Aspen’s newest restaurant may enjoy something of a guaranteed clientele, but the Pyramid Peak Roadhouse isn’t going to settle for a customer base limited to those making the rounds on the city golf course.

When the restaurant and bar opens in the new clubhouse at the course this spring, owner Doug Clayton and his business partner, Alan Giaquinto, hope to make the roadhouse a destination in its own right.

The clubhouse, now in the final stages of construction, is slated to open in April, according to Steve Aitken, director of golf operations for the municipal course. The restaurant in the building will open by June 1, and perhaps by mid-May, according to Clayton.

When it does, golfers will enjoy a dining experience vastly different from what the course has been able to offer in the recent past, Aitken said. So will Nordic skiers who flock to the snow-covered course each winter.

“It’s just a great natural gathering point for people coming off the golf course,” he said. “And, I think it will help promote Nordic skiing. Having the restaurant located right on the track and right next to the Nordic Center – I think it’s going to be a win-win.”

The city has leased the restaurant/bar operation to Clayton for five years. He has operated the makeshift dining facilities at the course for the last couple of seasons with his eye on the opening of the new clubhouse.

“We only did that to get to this point,” he said. “Let’s just say we lost a lot of money.”

Last year, in fact, the course restaurant was pretty much limited to cooking on a griddle; the operation had no dining room or kitchen, according to Clayton.

“We had a really good hamburger,” he said. “We tried to do limited stuff and do it well.”

For years, the golf course eatery had been the former restaurant at the adjacent Red Roof Inn, a former motel that has since been converted to affordable housing.

“It really didn’t work for the golf course,” Aitken said. “It was kind of out the way. The location wasn’t really conducive for gathering.”
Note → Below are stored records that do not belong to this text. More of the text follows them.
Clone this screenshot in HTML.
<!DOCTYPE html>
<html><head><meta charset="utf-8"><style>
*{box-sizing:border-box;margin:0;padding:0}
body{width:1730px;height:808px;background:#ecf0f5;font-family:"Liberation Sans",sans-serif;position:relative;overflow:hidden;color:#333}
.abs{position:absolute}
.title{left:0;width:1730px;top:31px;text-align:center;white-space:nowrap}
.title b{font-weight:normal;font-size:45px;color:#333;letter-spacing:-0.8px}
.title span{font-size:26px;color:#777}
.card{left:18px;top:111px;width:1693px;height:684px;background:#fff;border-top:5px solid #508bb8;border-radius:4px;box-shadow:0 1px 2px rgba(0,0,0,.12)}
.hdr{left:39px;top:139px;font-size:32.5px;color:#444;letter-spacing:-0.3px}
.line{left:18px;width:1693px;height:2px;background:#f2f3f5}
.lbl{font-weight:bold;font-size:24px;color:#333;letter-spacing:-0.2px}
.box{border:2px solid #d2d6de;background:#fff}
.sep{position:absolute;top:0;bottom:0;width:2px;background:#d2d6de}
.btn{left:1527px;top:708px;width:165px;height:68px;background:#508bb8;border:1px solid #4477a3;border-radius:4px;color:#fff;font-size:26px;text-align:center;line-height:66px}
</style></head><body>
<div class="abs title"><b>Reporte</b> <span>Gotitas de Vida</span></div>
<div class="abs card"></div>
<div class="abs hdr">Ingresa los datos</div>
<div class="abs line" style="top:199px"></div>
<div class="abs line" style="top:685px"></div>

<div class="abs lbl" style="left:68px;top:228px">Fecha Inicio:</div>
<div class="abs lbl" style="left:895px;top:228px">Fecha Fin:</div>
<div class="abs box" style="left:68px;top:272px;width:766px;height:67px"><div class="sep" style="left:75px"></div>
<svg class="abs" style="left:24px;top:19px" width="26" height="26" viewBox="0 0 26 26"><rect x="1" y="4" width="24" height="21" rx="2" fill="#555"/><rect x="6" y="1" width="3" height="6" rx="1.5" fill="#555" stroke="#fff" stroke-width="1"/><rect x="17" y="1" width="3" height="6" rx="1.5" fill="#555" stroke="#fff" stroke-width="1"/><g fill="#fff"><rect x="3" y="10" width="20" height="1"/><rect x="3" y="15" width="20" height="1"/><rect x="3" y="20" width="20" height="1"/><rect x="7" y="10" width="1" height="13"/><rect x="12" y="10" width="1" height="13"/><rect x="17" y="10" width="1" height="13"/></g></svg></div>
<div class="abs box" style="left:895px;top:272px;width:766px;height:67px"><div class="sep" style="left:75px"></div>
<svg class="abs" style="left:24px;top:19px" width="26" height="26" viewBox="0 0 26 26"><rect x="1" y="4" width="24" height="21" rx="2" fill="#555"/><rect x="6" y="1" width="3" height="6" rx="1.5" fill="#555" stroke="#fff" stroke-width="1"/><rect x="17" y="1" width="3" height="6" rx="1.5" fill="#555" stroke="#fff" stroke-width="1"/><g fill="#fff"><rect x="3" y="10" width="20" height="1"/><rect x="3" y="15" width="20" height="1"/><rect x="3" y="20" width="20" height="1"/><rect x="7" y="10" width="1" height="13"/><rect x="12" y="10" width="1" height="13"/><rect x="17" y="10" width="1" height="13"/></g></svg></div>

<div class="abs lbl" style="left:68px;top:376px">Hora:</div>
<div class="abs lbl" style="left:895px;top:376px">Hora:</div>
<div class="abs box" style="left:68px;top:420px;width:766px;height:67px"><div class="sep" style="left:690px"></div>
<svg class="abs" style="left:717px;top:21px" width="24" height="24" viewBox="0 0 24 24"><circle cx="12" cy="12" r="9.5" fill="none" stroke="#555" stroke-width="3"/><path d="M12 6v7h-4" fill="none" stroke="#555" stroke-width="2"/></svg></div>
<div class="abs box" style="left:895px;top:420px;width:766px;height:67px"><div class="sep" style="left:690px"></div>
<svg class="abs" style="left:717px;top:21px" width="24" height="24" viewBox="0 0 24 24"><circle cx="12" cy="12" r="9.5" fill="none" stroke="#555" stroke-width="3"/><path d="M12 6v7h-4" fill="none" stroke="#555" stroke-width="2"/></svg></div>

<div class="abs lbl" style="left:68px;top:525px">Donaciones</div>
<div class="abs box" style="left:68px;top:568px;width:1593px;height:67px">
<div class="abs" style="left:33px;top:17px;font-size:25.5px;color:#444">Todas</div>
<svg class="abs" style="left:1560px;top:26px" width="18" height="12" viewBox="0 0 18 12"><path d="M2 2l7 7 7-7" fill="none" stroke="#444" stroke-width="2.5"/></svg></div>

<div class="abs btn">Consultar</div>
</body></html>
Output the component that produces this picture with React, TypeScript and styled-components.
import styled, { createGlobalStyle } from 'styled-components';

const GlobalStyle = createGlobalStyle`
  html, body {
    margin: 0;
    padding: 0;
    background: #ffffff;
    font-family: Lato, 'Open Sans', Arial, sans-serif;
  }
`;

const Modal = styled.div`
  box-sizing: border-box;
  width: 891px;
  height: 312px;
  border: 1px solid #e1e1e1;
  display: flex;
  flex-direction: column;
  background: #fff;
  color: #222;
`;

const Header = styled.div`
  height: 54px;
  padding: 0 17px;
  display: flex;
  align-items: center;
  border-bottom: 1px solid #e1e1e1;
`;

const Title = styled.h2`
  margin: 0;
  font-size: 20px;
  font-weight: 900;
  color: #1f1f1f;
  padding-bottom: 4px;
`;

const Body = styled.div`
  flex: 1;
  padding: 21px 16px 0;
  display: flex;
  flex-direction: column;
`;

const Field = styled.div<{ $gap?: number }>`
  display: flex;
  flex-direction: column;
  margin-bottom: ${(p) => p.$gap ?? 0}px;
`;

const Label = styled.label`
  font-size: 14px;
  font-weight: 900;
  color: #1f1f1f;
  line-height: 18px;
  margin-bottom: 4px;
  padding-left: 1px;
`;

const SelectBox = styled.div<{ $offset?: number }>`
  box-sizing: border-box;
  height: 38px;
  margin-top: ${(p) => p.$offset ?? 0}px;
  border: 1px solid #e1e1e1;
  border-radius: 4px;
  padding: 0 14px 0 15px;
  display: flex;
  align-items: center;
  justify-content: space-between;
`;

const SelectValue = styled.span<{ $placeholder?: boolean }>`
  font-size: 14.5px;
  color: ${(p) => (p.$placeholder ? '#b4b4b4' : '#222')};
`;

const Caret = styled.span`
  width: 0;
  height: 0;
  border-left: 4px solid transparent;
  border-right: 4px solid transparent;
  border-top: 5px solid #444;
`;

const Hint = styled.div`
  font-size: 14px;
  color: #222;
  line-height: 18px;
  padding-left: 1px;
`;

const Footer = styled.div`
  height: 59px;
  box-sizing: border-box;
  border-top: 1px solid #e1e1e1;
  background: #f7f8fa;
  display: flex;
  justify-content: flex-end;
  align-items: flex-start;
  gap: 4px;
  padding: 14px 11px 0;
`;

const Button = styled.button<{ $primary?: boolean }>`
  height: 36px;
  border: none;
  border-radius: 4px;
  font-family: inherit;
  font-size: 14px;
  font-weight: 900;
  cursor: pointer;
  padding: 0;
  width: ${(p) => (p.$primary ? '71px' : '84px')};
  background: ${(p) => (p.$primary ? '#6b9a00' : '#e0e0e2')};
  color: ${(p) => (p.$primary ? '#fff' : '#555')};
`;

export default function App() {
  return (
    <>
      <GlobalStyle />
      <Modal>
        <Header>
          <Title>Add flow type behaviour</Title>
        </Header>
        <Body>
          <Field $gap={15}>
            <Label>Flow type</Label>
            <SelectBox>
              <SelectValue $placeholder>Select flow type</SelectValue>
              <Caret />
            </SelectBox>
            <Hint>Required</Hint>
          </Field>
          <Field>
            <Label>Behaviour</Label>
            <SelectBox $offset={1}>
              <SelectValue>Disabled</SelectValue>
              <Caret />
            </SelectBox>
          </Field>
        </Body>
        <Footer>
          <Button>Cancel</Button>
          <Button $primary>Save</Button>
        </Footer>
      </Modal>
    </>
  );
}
Instead, golfers were more likely to stop at a picnic table next to the parking lot, tally up their scores and head home.

But the new clubhouse is next to both the first tee and the redesigned 18th green. It will have seating for about 60 people inside and about 40 people on an expansive deck, according to Clayton. The raised deck offers views of the 18th green from one side and of Tiehack and Pyramid Peak from another.

“The back veranda is just going to be the hot spot this summer,” Clayton predicted.

The restaurant will be open for breakfast, lunch and dinner. Chef Joseph Flamer is creating the menu. He was formerly the sous chef at Pinons and ran Finestra, an Aspen Skiing Co. restaurant on the slopes at Snowmass, for two years.

Clayton is the former co-owner of Ajax Tavern at the base of Aspen Mountain. He partnered with Giaquinto, founder of Cafe Ink, to take on the lease for the restaurant at the Aspen-Pitkin County Airport last October. The pair gave the new Tailwind Deli a facelift, added a bar and upgraded the food, Clayton said.

The Roadhouse will offer a raw bar for lunch and dinner and will be grilling burgers on the deck, in addition to the full menu.

The restaurant will have three television sets for sports fans during the day; they’ll be turned off in the evening when a more refined atmosphere prevails, Clayton said.

The lease requires the restaurant to operate seven days a week from May 1 to Oct. 20. During the winter, the restaurant must operate at least Thursday through Sunday, from 8 a.m. to 3 p.m. The winter season begins the weekend before Thanksgiving and concludes at the end of March.

While golfers and skiers may form the natural nucleus of the restaurant’s regular diners, Clayton said he will target a much broader customer base.

He won’t have to look far. The Truscott Place worker housing development is right next door and 99 additional units are now under construction. Between Truscott, the Airport Business Center, and the Castle and Maroon Creek valleys, Clayton said he hopes to draw in many diners on Aspen’s west side, as well as customers from the core of town. The restaurant is also a natural stop for anyone driving into town in the morning and heading downvalley at the end of the day.

“We want to be a destination,” he said. “It’s already been proven that people go to the Woody Creek Tavern, they go to Poppies . we need to be in that same circle.”